À midi, les bruits s’atténuent. Par les fenêtres ouvertes s’échappent des tintements de vaisselle, des bribes de radio, des échos de télévision. Une mère appelle ses enfants pour le repas, sa voix résonne dans l’air immobile. Un chien traverse la grand-rue déserte, son ombre ramassée sous lui glisse sur le sol, mais il file sans s’y attarder, disparaît dans une impasse. Le vent apporte l’annonce lointaine du retard du train de Marseille, quinze minutes. Une odeur de poisson frit monte de la rue, envahit la pièce.

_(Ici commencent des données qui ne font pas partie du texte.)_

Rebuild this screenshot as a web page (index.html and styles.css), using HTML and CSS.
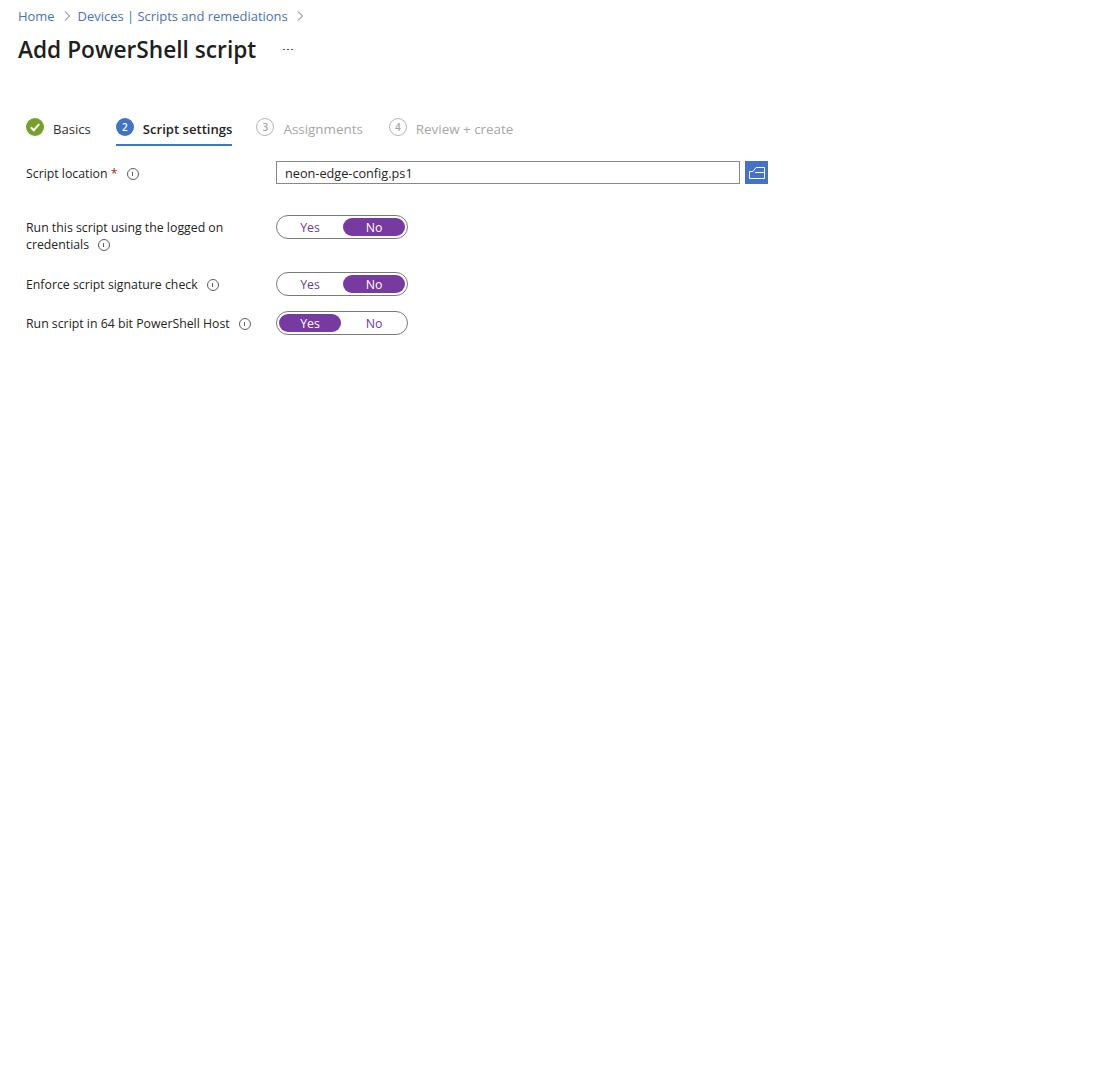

La luminosité faiblit. Les derniers cris des martinets disparaissent derrière la silhouette des toits de tuile. Pétarade de la moto d’un voisin qui rentre du travail. Quelqu’un à une fenêtre secoue une nappe ou un drap puis referme celle-ci. Bruit caractéristique d’un rideau électrique qui tombe doucement devant la devanture d’un commerce. Une odeur sucrée monte des jardins alentours, celle des fruits oubliés sur leurs branches, de l’humus des terres retournées. Tout à l’heure, les réverbères s’allumeront l’un après l’autre et ce sera la nuit.

Dormi deux heures. Mille guerres. Sensation de fatigue. Paupières lourdes. Moral dans les chaussettes. Le café percole audible depuis l’étage. S. est déjà réveillée. L’odeur du café parvient au nez. Presque déjà le goût. Amer.
Le café percole doucement bas dans la cuisine. S. est déjà réveillée, elle a déjà mis trois machines en route et se prépare à allumer le transistor sur la table de la cuisine.

Voilà une chose importante, j’aime la simplicité. Dire le plus de choses en le moins de mots possibles.